You can gripe about politics and software if you’d like. But there’s no evidence of an “echo chamber” (what does that even mean in this context?), much less collusion with the US government or media.



I don't know where you got "twice" when the article we are discussing has 3 instances, and those are only instances of political messaging in rust release logs, not any of the other myriad references to politics that appear around the Rust community.

One of the three - the police brutality statement from release 1.44 - is US-centric and very much controversial in the US. That statement was issued in June 2020, when about 40% of the US disagreed with the reference (which was a reference to a specific instance of police violence). The other two statements had about 75% support at the time they were issued (25% disagreed).

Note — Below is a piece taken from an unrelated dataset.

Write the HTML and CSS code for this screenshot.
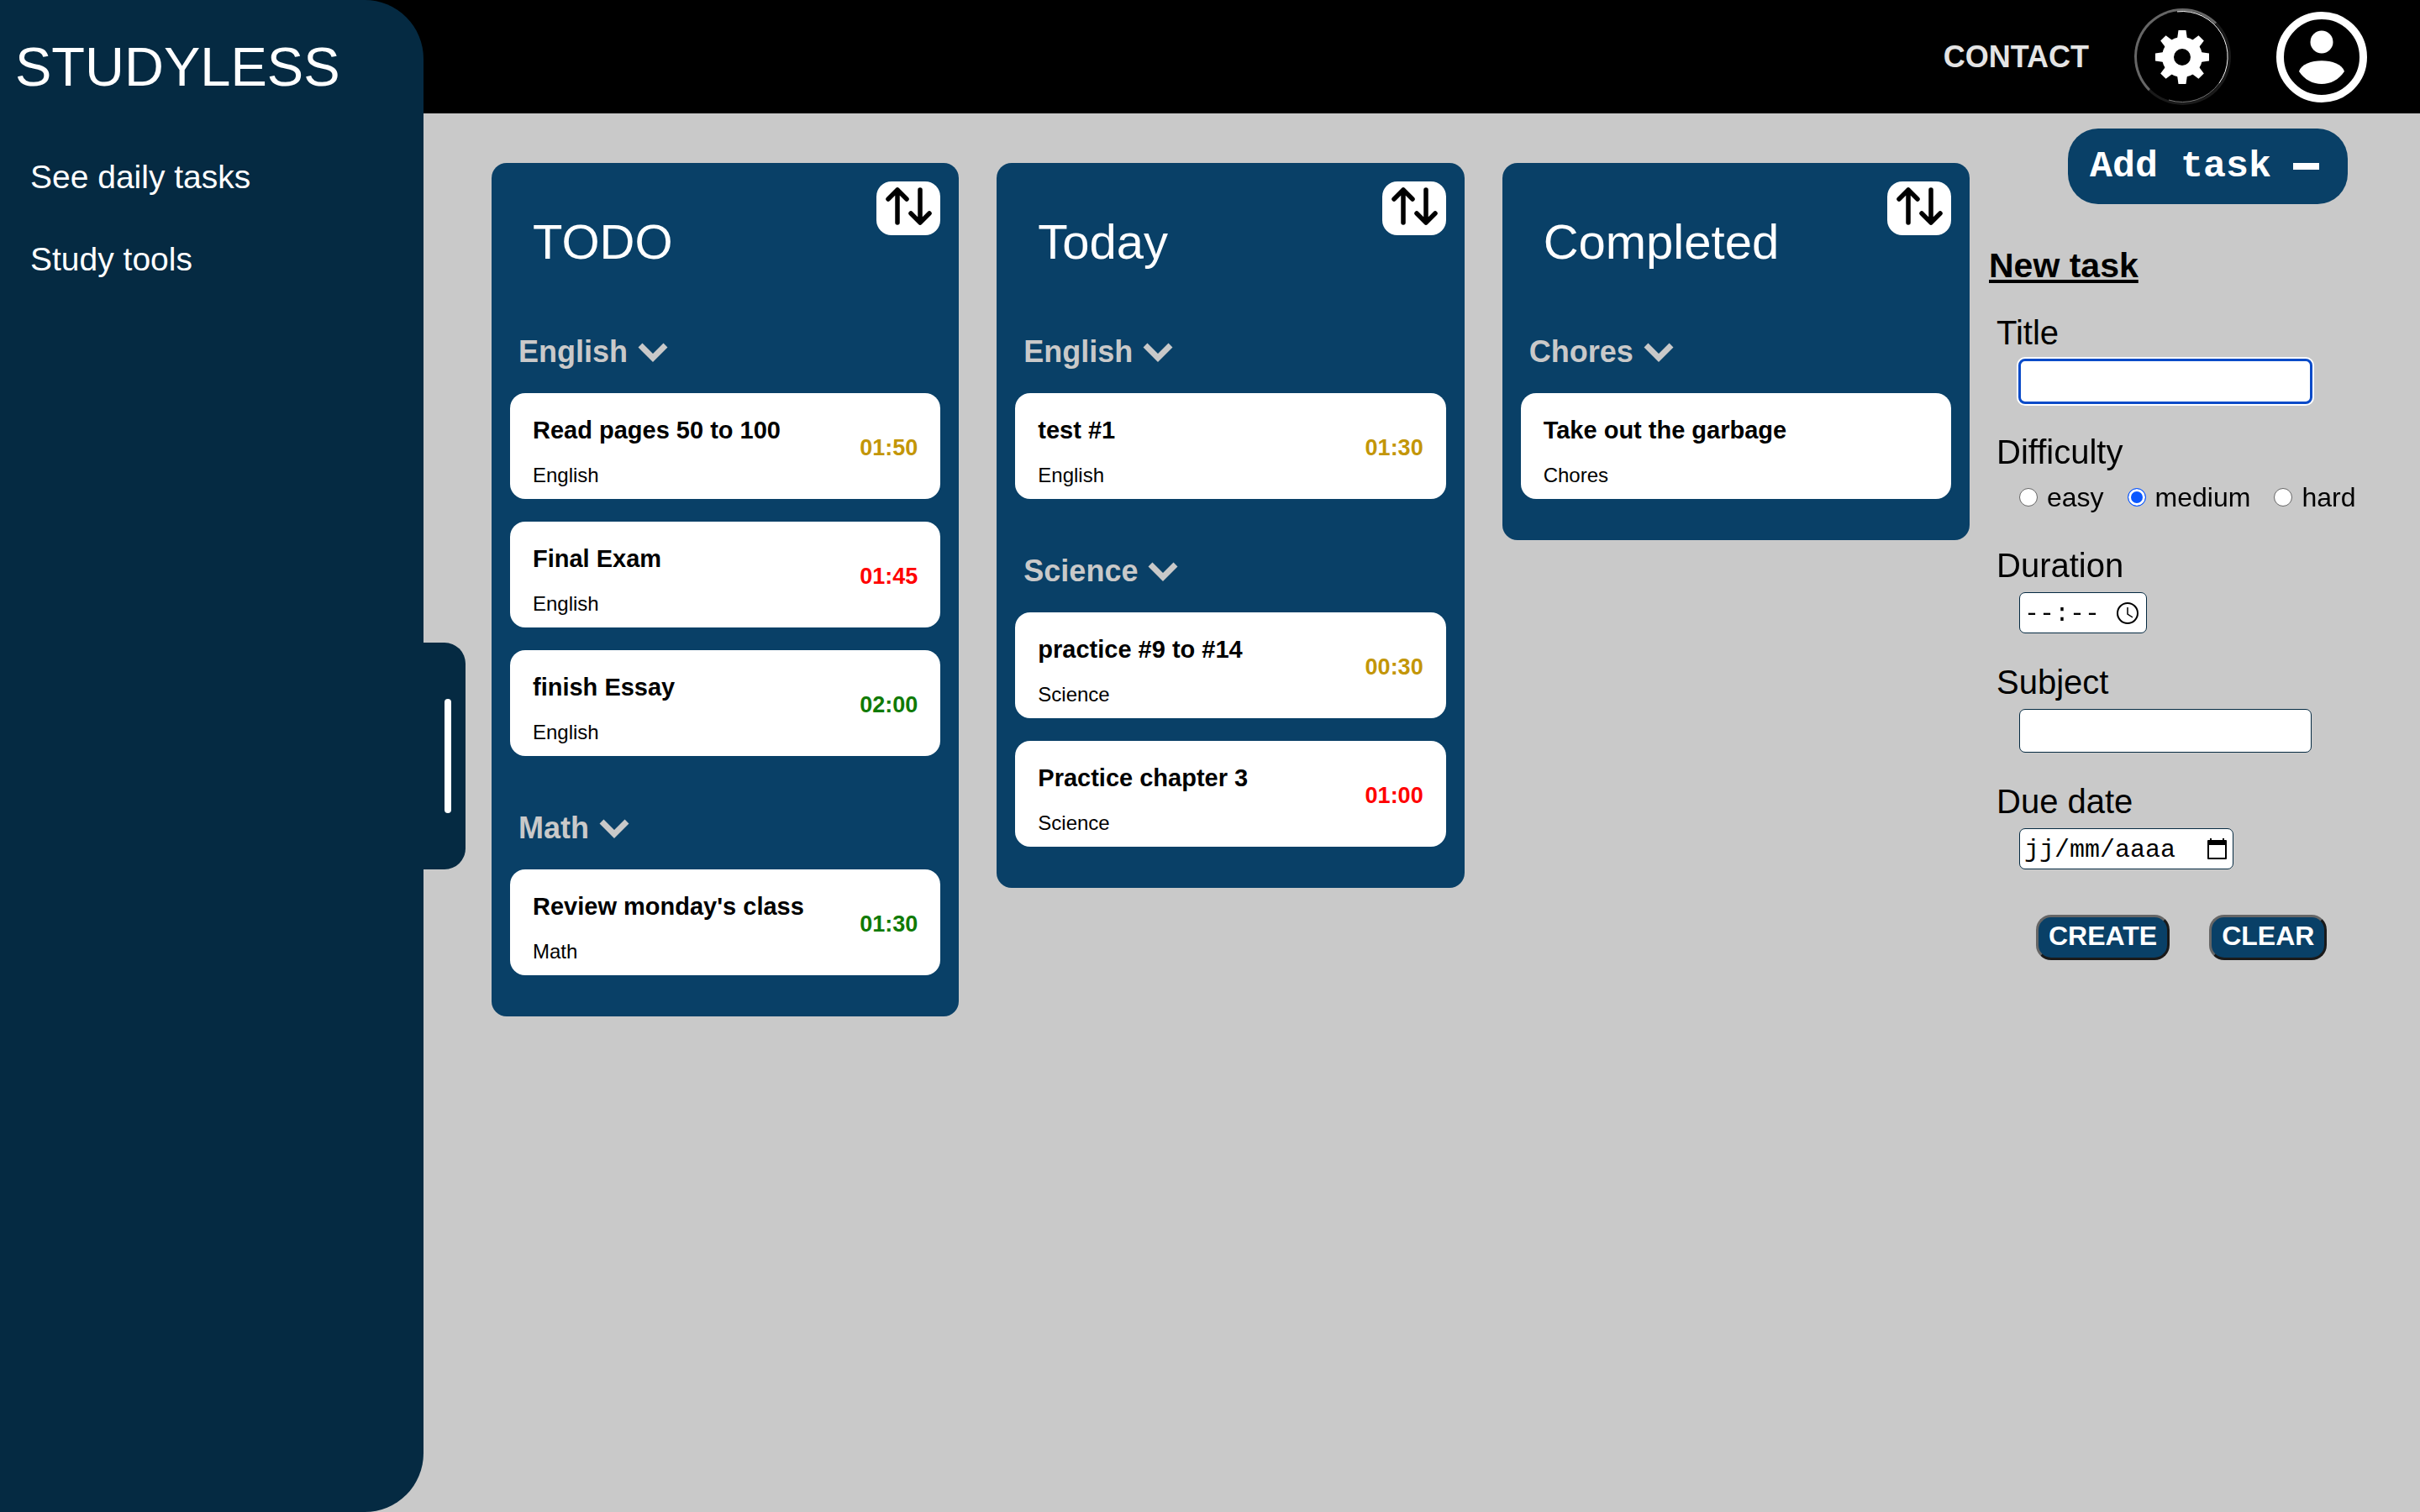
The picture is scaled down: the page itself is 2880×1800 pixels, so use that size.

One of the problems of political messaging in evergreen things like programming languages is that you can make popular statements at the time and they can become unpopular. At this point, a majority of US residents would not support the fact that the 1.44 release had that message, and a majority may be upset with all the support for Ukraine (a recent poll said that 57% of US residents thought it was time for peace in Ukraine).

An echo chamber is a community in which people who agree with each other echo each others' views, thereby causing people in the echo chamber to believe that their views are more popular than they are. Many tech employees live in an echo chamber where US progressive politics (pushed by the US media) is the dominant view, despite being unpopular in the US and around the world.

I don't think there's any evidence of state collusion. There is a lot of evidence that the community of Rust maintainers and power-users is unfortunately insular (an echo chamber), and follows the views of US media a lot more than a healthy community probably should.